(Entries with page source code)
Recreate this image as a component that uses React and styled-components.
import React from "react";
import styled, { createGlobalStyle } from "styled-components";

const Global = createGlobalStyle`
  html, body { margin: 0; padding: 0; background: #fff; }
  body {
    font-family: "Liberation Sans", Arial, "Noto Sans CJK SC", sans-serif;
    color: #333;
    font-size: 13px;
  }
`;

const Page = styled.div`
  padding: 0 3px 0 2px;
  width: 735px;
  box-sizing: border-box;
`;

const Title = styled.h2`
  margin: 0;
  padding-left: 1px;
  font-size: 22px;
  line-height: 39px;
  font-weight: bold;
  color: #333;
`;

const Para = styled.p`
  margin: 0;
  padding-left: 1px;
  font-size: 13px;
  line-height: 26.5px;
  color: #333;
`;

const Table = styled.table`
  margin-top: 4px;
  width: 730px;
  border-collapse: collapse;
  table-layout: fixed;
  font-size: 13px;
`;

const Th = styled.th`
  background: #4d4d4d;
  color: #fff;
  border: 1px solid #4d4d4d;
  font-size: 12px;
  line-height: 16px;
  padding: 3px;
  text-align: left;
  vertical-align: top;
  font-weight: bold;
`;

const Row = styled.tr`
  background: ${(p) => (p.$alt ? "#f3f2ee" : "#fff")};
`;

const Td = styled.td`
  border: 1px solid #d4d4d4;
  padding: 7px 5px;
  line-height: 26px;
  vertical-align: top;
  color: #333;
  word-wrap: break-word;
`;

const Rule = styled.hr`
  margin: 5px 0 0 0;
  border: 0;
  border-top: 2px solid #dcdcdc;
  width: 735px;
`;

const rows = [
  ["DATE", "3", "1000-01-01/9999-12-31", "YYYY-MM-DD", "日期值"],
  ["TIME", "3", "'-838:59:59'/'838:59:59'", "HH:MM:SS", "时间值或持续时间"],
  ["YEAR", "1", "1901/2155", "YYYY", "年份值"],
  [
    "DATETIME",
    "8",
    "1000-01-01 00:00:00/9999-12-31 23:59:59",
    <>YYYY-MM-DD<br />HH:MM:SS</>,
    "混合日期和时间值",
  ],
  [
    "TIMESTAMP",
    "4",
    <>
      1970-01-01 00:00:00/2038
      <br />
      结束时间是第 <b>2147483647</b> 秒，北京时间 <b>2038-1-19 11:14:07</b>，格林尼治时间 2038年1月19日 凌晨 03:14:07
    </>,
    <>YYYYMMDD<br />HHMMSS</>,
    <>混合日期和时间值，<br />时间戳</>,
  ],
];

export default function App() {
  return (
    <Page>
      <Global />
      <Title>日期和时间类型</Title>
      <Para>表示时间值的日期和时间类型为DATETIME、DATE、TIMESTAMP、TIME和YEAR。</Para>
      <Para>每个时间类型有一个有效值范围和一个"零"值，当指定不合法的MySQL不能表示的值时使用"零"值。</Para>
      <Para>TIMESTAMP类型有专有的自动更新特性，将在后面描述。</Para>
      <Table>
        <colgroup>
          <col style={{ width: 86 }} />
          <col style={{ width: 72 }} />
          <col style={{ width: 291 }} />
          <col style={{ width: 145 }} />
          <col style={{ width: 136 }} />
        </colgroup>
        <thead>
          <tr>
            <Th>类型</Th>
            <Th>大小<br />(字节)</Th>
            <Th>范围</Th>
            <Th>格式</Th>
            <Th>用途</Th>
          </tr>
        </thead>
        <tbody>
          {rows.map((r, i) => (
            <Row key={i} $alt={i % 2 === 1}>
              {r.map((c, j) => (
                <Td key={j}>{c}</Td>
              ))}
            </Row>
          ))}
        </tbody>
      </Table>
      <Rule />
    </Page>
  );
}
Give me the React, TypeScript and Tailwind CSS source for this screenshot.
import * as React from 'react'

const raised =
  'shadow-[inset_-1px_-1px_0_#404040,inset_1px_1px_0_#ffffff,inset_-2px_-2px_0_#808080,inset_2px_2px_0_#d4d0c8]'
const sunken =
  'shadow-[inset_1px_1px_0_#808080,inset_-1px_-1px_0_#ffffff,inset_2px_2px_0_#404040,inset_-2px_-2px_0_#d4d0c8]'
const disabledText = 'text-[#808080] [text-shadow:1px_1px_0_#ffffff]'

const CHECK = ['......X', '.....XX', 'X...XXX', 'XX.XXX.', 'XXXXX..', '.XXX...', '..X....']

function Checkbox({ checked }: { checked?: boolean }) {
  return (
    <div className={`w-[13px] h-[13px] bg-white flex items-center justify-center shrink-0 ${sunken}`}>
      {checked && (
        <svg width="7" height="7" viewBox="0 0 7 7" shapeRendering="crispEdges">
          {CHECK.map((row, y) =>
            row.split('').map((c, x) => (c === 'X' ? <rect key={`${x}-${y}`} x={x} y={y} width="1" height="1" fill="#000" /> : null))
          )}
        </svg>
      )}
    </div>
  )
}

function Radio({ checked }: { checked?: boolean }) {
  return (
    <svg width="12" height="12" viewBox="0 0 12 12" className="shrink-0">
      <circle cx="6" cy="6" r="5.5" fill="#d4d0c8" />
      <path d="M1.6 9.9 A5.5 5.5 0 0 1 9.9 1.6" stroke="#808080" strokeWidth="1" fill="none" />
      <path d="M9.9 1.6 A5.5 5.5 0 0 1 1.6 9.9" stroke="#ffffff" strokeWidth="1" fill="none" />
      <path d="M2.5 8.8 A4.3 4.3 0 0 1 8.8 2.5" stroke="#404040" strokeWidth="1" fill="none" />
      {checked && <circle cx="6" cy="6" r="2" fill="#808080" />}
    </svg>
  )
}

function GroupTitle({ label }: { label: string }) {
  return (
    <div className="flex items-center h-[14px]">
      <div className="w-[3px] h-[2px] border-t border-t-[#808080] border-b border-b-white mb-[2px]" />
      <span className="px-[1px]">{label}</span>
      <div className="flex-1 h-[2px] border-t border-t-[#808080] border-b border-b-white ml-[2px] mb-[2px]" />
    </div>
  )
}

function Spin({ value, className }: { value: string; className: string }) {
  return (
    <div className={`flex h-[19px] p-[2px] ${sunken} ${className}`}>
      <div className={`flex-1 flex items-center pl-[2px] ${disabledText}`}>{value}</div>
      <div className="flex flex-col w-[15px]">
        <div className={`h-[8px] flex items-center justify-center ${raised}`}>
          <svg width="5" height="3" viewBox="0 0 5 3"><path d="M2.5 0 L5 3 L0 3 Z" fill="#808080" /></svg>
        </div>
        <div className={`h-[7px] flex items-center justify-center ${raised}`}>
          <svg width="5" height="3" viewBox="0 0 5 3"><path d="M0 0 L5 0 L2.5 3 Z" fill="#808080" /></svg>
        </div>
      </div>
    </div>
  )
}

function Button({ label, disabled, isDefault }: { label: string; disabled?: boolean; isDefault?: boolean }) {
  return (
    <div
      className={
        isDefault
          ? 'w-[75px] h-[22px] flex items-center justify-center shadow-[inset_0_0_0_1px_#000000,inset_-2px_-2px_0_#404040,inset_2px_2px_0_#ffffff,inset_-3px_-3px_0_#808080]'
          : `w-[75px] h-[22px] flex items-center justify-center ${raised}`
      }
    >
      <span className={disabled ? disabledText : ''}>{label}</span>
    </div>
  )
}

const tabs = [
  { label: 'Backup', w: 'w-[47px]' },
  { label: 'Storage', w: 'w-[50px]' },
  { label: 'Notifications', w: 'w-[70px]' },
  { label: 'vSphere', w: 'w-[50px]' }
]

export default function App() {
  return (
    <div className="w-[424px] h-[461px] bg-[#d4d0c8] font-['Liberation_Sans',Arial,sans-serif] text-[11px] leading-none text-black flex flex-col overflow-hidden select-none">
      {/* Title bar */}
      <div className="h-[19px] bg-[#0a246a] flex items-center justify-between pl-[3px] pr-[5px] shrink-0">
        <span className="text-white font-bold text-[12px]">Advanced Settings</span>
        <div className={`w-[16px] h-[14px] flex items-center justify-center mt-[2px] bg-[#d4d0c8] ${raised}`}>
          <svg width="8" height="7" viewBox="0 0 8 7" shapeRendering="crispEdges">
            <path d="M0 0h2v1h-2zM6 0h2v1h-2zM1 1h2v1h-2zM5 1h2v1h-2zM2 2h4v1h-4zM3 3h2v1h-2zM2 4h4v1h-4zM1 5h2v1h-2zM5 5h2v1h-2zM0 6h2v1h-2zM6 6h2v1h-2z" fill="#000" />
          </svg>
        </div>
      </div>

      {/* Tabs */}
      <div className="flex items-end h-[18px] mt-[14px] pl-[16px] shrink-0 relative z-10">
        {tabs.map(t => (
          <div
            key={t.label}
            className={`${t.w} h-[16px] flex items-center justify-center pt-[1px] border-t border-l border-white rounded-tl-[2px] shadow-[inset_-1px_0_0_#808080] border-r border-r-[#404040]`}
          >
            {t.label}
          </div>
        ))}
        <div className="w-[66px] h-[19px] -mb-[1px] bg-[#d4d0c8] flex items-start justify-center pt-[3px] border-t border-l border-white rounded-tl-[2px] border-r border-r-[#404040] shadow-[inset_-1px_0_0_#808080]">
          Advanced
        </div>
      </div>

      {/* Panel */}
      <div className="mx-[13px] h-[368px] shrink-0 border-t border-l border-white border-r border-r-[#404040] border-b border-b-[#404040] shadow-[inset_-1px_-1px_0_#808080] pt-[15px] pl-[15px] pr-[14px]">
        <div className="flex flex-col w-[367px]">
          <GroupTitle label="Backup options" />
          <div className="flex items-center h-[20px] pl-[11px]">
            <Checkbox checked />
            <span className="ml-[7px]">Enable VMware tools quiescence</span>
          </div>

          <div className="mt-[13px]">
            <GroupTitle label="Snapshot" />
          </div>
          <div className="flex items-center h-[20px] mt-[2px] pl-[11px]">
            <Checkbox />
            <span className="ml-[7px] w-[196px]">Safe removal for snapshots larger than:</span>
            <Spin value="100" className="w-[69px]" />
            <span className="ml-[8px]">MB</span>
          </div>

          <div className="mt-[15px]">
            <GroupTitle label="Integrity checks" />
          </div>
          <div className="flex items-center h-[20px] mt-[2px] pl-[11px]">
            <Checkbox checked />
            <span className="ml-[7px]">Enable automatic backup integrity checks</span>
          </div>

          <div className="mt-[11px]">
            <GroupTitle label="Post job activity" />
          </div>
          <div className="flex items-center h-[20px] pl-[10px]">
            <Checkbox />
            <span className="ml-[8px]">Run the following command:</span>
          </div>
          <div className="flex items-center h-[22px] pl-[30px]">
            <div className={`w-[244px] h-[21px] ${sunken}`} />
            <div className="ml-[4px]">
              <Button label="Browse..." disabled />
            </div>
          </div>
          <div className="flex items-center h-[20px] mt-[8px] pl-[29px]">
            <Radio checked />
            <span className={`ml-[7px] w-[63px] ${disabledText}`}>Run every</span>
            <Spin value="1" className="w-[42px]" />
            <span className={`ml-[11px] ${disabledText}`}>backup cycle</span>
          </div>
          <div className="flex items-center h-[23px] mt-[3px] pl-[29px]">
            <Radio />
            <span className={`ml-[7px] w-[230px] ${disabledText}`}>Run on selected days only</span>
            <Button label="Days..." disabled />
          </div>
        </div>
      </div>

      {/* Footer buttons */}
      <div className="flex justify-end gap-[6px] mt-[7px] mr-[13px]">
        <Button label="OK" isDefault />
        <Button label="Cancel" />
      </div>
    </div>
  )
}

Requirement: From the material above, gather all lines that include the string "styled" and copy them.

Answer below:
Recreate this image as a component that uses React and styled-components.
import styled, { createGlobalStyle } from "styled-components";
const Page = styled.div`
const Title = styled.h2`
const Para = styled.p`
const Table = styled.table`
const Th = styled.th`
const Row = styled.tr`
const Td = styled.td`
const Rule = styled.hr`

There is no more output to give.